All lines below must be repeated exactly, with the pictures omitted.

■ ■ ■

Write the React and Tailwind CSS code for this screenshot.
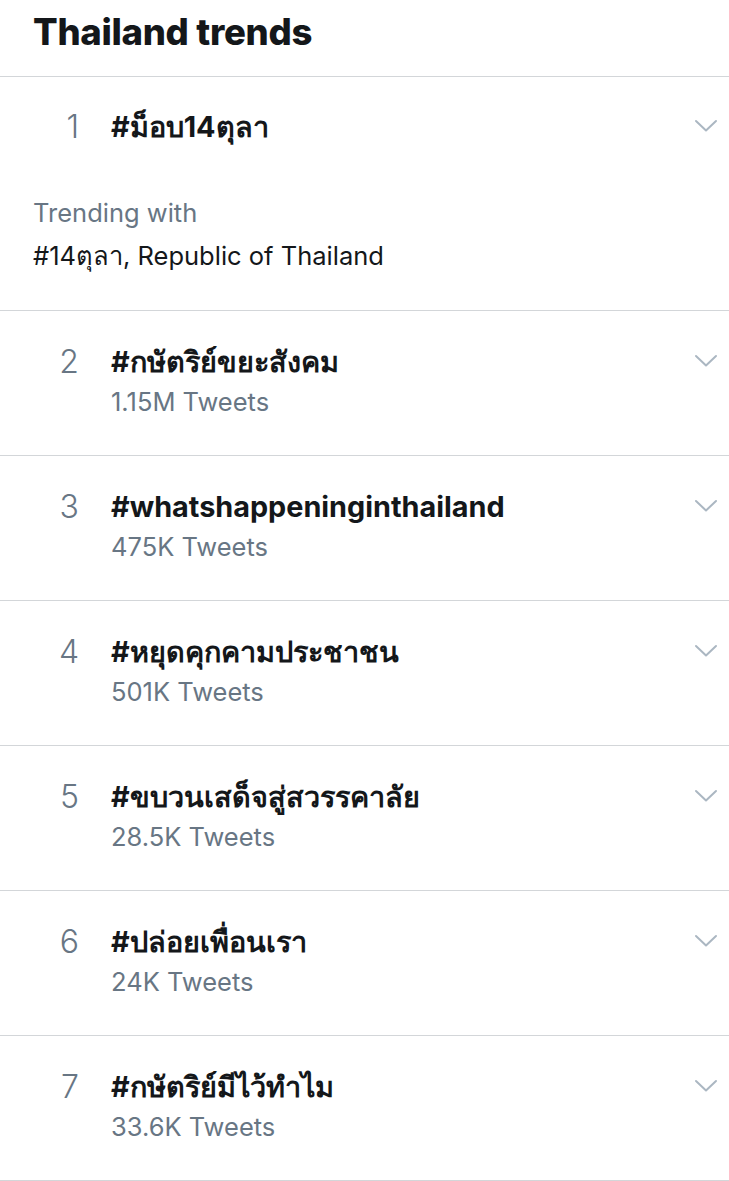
import React from "react";

const trends = [
  { n: 2, tag: "#กษัตริย์ขยะสังคม", count: "1.15M Tweets" },
  { n: 3, tag: "#whatshappeninginthailand", count: "475K Tweets" },
  { n: 4, tag: "#หยุดคุกคามประชาชน", count: "501K Tweets" },
  { n: 5, tag: "#ขบวนเสด็จสู่สวรรคาลัย", count: "28.5K Tweets" },
  { n: 6, tag: "#ปล่อยเพื่อนเรา", count: "24K Tweets" },
  { n: 7, tag: "#กษัตริย์มีไว้ทำไม", count: "33.6K Tweets" },
];

function Chevron() {
  return (
    <svg width="24" height="14" viewBox="0 0 24 14" fill="none" className="shrink-0">
      <path d="M2 2 L12 11.5 L22 2" stroke="#abb7c2" strokeWidth="2" strokeLinecap="round" strokeLinejoin="round" />
    </svg>
  );
}

export default function App() {
  return (
    <div className="w-[729px] h-[1181px] bg-white overflow-hidden text-[#14171a]" style={{ fontFamily: 'Inter, "Noto Sans", sans-serif' }}>
      <div className="h-[77px] px-[33px] pt-[10px] border-b border-[#d3d6d9]">
        <h1 className="text-[36.5px] font-extrabold tracking-[-0.3px] leading-[44px]">Thailand trends</h1>
      </div>

      <div className="h-[234px] border-b border-[#d3d6d9] px-[33px] pt-[30px]">
        <div className="flex items-start">
          <div className="w-[78px] flex justify-end pr-[32px] text-[32px] leading-[40px] text-[#687684] font-light">1</div>
          <div className="flex-1 text-[28.8px] font-bold leading-[40px]">#ม็อบ14ตุลา</div>
          <div className="pt-[12px] mr-[-22px]"><Chevron /></div>
        </div>
        <div className="mt-[51px] text-[25.5px] leading-[30px] text-[#687684]">Trending with</div>
        <div className="mt-[13px] text-[25.5px] leading-[30px]">#14ตุลา, Republic of Thailand</div>
      </div>

      {trends.map((t) => (
        <div key={t.n} className="h-[145px] border-b border-[#d3d6d9] pl-[33px] pt-[31px]">
          <div className="flex items-start">
            <div className="w-[78px] flex justify-end pr-[32px] text-[32px] leading-[40px] text-[#687684] font-light">{t.n}</div>
            <div className="flex-1">
              <div className="text-[28.8px] font-bold leading-[40px]">{t.tag}</div>
              <div className="mt-[5px] text-[25.5px] leading-[30px] text-[#687684]">{t.count}</div>
            </div>
            <div className="pt-[12px] pr-[11px]"><Chevron /></div>
          </div>
        </div>
      ))}
    </div>
  );
}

■ ■ ■

▶ [EXERCISE RESULT]
Write the React and Tailwind CSS code for this screenshot.
import React from "react";

const trends = [
  { n: 2, tag: "#กษัตริย์ขยะสังคม", count: "1.15M Tweets" },
  { n: 3, tag: "#whatshappeninginthailand", count: "475K Tweets" },
  { n: 4, tag: "#หยุดคุกคามประชาชน", count: "501K Tweets" },
  { n: 5, tag: "#ขบวนเสด็จสู่สวรรคาลัย", count: "28.5K Tweets" },
  { n: 6, tag: "#ปล่อยเพื่อนเรา", count: "24K Tweets" },
  { n: 7, tag: "#กษัตริย์มีไว้ทำไม", count: "33.6K Tweets" },
];

function Chevron() {
  return (
    <svg width="24" height="14" viewBox="0 0 24 14" fill="none" className="shrink-0">
      <path d="M2 2 L12 11.5 L22 2" stroke="#abb7c2" strokeWidth="2" strokeLinecap="round" strokeLinejoin="round" />
    </svg>
  );
}

export default function App() {
  return (
    <div className="w-[729px] h-[1181px] bg-white overflow-hidden text-[#14171a]" style={{ fontFamily: 'Inter, "Noto Sans", sans-serif' }}>
      <div className="h-[77px] px-[33px] pt-[10px] border-b border-[#d3d6d9]">
        <h1 className="text-[36.5px] font-extrabold tracking-[-0.3px] leading-[44px]">Thailand trends</h1>
      </div>

      <div className="h-[234px] border-b border-[#d3d6d9] px-[33px] pt-[30px]">
        <div className="flex items-start">
          <div className="w-[78px] flex justify-end pr-[32px] text-[32px] leading-[40px] text-[#687684] font-light">1</div>
          <div className="flex-1 text-[28.8px] font-bold leading-[40px]">#ม็อบ14ตุลา</div>
          <div className="pt-[12px] mr-[-22px]"><Chevron /></div>
        </div>
        <div className="mt-[51px] text-[25.5px] leading-[30px] text-[#687684]">Trending with</div>
        <div className="mt-[13px] text-[25.5px] leading-[30px]">#14ตุลา, Republic of Thailand</div>
      </div>

      {trends.map((t) => (
        <div key={t.n} className="h-[145px] border-b border-[#d3d6d9] pl-[33px] pt-[31px]">
          <div className="flex items-start">
            <div className="w-[78px] flex justify-end pr-[32px] text-[32px] leading-[40px] text-[#687684] font-light">{t.n}</div>
            <div className="flex-1">
              <div className="text-[28.8px] font-bold leading-[40px]">{t.tag}</div>
              <div className="mt-[5px] text-[25.5px] leading-[30px] text-[#687684]">{t.count}</div>
            </div>
            <div className="pt-[12px] pr-[11px]"><Chevron /></div>
          </div>
        </div>
      ))}
    </div>
  );
}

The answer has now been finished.